===== Records to use =====
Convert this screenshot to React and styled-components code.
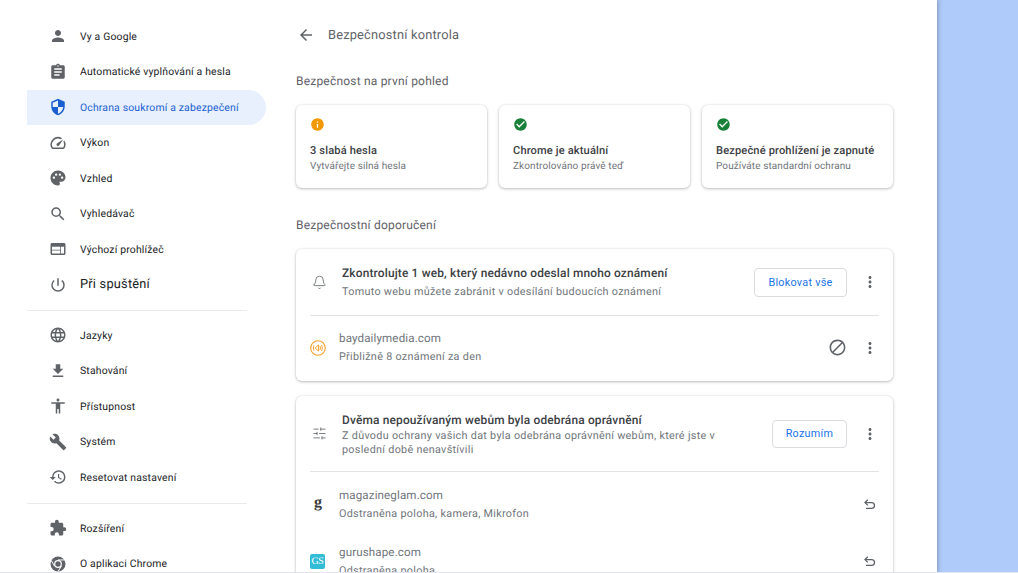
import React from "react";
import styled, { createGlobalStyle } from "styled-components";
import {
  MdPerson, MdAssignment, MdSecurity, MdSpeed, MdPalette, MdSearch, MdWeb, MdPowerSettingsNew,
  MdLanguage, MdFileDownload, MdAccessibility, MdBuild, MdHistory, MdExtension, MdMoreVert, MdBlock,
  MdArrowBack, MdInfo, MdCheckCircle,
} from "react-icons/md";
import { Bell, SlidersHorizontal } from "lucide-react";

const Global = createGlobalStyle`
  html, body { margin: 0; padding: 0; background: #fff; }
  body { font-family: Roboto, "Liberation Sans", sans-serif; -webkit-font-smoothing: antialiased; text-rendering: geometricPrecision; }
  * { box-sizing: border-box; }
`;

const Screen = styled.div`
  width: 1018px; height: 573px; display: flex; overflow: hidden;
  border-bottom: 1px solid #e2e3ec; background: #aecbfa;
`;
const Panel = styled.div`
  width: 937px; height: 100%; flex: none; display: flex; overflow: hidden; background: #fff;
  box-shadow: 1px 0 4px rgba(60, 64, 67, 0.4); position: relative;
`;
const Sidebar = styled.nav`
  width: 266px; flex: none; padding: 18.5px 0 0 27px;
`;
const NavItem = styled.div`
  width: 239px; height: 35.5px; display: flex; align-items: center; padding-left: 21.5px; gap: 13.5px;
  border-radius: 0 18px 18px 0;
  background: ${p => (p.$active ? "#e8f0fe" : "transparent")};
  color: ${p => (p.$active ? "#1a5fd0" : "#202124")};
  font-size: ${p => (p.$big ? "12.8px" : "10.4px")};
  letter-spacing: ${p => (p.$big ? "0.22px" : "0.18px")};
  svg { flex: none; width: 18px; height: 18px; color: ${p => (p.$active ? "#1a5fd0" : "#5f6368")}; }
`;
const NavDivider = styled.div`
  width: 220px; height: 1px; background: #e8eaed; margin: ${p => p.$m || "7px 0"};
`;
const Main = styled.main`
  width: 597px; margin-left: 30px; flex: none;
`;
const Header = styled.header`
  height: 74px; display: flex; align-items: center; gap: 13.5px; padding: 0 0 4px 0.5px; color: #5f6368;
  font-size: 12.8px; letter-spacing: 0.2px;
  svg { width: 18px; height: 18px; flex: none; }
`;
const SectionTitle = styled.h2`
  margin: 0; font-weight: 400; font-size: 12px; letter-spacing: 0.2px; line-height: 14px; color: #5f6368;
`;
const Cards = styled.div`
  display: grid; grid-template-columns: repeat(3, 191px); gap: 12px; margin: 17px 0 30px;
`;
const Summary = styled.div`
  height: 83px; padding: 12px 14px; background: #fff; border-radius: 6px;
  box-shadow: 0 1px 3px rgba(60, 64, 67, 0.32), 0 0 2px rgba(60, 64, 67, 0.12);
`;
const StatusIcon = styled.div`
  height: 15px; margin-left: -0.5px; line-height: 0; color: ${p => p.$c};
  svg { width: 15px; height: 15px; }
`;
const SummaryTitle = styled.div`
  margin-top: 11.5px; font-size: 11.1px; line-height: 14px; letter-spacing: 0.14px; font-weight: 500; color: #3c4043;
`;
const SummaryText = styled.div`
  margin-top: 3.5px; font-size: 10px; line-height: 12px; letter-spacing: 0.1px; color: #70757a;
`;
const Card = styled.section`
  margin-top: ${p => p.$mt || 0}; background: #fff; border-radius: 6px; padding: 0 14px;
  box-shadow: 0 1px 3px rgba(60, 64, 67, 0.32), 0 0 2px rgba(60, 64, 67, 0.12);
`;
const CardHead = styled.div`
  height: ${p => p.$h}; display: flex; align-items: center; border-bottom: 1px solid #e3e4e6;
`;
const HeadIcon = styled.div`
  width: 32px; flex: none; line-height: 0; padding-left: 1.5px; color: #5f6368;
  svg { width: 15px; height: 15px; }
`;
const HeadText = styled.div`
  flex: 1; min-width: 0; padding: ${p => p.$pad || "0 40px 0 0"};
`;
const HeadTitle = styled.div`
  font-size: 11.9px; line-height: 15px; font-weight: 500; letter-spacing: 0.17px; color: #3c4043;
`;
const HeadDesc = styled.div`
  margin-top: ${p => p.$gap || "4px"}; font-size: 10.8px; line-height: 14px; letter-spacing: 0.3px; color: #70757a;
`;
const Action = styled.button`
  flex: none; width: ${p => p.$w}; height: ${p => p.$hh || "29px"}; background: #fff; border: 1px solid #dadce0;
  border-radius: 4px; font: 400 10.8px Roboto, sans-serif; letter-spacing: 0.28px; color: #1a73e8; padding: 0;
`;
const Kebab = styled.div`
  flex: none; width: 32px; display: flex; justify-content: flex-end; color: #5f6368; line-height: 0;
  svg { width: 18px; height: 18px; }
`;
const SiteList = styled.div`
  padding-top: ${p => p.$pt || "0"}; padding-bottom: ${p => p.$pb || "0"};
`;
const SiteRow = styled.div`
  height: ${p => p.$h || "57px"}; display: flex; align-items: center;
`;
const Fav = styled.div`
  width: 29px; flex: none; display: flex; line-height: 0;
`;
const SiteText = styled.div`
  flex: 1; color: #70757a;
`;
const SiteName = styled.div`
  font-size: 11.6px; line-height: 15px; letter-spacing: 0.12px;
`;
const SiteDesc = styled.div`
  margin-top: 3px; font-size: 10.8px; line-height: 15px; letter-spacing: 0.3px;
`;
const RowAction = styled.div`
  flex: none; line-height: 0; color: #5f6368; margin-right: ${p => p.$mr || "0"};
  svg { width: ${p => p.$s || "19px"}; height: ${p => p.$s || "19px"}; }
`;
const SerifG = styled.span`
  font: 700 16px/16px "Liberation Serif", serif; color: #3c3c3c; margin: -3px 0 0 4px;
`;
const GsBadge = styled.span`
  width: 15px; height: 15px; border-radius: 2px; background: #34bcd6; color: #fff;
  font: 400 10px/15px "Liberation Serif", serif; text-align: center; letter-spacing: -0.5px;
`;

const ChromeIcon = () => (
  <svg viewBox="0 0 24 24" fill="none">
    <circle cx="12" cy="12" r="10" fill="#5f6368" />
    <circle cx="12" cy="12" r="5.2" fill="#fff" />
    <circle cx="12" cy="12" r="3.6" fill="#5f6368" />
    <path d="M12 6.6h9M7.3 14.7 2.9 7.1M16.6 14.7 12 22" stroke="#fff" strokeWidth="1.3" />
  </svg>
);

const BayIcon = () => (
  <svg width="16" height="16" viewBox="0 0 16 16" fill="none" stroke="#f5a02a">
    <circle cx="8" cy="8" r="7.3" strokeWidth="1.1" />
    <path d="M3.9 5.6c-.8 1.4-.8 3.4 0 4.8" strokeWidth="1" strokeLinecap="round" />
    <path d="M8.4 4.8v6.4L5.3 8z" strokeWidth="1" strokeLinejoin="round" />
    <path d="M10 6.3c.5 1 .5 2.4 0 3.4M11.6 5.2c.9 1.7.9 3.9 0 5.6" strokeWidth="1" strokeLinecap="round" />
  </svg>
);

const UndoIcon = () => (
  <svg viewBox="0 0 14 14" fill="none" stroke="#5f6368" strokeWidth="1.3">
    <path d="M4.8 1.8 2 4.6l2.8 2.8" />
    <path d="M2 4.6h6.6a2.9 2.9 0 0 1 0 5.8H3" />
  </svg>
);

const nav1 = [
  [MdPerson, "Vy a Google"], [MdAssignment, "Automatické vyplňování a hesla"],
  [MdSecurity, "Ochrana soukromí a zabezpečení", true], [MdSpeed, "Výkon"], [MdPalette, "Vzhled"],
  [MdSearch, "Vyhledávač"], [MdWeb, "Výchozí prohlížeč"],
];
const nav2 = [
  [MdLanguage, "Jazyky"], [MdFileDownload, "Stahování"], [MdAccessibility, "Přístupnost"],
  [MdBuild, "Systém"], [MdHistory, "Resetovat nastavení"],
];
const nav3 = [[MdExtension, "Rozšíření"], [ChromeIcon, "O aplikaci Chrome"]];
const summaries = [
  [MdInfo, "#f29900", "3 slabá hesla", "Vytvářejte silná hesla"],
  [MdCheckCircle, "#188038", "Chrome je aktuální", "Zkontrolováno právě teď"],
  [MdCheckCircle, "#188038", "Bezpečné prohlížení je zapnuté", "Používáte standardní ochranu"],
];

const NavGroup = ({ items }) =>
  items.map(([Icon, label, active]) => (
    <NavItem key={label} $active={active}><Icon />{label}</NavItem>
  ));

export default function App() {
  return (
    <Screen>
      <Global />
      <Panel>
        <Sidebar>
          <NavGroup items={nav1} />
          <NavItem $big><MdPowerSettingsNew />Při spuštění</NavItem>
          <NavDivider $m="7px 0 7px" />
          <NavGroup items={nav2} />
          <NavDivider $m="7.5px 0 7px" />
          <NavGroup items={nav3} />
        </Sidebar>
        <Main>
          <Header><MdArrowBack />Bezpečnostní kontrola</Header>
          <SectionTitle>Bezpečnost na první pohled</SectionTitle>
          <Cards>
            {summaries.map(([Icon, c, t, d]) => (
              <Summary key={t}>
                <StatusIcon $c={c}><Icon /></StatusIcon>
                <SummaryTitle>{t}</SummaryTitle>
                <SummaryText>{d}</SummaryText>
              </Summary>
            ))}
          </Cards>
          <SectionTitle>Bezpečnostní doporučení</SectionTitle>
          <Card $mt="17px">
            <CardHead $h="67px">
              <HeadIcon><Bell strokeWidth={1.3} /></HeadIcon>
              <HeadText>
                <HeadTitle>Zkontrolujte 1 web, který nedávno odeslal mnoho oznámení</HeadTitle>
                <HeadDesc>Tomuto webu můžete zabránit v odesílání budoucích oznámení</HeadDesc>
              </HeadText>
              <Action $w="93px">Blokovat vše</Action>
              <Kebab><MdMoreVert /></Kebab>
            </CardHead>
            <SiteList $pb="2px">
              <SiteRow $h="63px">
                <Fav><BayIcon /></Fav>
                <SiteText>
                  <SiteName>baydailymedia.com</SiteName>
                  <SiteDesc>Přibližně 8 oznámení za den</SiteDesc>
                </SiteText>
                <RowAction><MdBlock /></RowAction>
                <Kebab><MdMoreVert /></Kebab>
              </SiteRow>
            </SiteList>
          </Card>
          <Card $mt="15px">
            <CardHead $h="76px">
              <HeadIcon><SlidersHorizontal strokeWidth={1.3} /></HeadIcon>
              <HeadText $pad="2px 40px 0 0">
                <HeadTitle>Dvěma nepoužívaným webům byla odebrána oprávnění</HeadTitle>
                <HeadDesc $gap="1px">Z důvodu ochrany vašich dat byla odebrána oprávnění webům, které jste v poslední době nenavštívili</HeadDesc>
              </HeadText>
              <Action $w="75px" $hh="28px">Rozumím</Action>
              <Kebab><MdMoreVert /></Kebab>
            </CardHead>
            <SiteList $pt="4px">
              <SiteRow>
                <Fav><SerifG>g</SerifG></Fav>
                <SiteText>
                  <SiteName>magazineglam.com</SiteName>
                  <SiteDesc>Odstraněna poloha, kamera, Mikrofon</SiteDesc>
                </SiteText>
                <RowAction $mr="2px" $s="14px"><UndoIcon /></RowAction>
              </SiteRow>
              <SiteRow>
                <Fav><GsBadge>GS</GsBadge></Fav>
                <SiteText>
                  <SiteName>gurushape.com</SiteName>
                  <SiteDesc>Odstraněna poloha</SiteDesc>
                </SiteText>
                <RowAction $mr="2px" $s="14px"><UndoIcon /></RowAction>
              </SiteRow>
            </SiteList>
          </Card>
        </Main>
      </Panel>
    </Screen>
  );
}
=====
===== Records to use =====
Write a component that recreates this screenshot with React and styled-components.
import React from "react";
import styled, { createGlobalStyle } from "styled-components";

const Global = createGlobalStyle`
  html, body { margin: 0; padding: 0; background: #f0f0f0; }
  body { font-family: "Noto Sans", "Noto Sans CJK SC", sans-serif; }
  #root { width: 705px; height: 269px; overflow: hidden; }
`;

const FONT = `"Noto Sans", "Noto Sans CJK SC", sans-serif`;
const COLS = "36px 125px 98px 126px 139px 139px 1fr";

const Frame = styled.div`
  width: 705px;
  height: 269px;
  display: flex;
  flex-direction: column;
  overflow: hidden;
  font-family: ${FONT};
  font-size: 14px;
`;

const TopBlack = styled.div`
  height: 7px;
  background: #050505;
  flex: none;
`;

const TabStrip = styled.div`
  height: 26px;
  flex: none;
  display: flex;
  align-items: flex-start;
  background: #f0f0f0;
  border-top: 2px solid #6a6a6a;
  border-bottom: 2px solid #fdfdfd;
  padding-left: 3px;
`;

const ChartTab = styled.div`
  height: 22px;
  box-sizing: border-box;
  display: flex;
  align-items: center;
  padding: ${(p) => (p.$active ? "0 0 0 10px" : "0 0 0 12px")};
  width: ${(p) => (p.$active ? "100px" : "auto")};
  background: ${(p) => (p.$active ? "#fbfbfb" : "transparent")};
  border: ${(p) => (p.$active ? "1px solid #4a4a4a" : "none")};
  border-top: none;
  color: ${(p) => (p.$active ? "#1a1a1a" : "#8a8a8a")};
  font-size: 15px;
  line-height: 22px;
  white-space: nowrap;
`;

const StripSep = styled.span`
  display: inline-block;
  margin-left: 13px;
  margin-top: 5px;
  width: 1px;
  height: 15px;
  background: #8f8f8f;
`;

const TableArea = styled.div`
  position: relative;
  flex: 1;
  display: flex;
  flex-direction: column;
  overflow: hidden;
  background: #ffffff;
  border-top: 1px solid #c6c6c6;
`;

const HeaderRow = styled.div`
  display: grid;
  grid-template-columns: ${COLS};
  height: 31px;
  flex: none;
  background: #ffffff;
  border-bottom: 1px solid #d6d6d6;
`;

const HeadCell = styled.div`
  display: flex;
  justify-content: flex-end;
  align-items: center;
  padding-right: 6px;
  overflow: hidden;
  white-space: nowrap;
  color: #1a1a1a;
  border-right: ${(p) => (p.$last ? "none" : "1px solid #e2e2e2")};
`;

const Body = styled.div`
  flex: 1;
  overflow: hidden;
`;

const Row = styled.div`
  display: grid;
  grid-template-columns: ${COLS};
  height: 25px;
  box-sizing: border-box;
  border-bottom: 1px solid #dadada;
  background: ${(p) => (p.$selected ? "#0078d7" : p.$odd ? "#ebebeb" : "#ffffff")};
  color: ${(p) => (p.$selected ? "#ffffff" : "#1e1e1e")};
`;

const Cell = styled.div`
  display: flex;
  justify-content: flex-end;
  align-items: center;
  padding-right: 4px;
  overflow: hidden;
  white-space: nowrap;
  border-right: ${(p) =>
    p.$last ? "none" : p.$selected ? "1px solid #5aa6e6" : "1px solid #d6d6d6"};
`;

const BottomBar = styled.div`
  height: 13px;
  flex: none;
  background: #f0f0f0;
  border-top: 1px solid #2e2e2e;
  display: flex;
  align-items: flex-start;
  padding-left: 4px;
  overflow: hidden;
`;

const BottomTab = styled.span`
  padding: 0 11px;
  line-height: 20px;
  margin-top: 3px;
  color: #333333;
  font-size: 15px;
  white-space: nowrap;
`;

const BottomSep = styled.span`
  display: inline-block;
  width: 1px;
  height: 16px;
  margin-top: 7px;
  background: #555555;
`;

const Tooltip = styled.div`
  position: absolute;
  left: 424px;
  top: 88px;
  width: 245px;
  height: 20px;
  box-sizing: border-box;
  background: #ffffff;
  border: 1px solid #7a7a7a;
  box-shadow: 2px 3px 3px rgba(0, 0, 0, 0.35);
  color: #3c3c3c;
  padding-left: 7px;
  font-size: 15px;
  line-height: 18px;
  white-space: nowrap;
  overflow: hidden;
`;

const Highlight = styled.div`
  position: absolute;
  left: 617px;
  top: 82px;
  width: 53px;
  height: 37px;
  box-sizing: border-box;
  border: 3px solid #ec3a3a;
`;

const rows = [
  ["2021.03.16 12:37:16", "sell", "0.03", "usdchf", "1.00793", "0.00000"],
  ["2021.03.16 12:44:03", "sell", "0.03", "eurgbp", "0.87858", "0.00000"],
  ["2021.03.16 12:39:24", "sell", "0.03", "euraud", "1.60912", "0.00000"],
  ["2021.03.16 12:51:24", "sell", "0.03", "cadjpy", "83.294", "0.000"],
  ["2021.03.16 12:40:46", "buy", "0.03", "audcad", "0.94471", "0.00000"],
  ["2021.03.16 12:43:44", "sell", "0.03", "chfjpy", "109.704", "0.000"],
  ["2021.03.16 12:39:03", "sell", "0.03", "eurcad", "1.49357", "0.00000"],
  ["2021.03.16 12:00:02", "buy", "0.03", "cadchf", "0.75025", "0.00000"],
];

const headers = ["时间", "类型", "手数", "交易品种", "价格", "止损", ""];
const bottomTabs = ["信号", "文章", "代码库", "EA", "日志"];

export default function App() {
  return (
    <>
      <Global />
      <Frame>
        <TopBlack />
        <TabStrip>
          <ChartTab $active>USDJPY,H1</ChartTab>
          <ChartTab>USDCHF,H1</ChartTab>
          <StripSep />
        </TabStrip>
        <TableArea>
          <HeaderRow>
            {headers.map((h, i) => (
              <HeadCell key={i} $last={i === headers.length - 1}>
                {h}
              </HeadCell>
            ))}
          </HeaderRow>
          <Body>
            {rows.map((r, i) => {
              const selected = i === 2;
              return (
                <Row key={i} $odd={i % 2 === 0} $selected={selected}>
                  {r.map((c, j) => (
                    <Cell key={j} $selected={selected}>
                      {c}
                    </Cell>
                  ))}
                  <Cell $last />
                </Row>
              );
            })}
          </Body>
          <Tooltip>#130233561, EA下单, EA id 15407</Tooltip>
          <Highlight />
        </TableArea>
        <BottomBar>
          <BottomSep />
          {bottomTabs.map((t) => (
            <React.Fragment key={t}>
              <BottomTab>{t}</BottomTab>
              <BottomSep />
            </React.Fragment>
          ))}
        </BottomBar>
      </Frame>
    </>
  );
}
=====
From the entries above, collect every line with the string "components" in it.

Convert this screenshot to React and styled-components code.
import styled, { createGlobalStyle } from "styled-components";
Write a component that recreates this screenshot with React and styled-components.
import styled, { createGlobalStyle } from "styled-components";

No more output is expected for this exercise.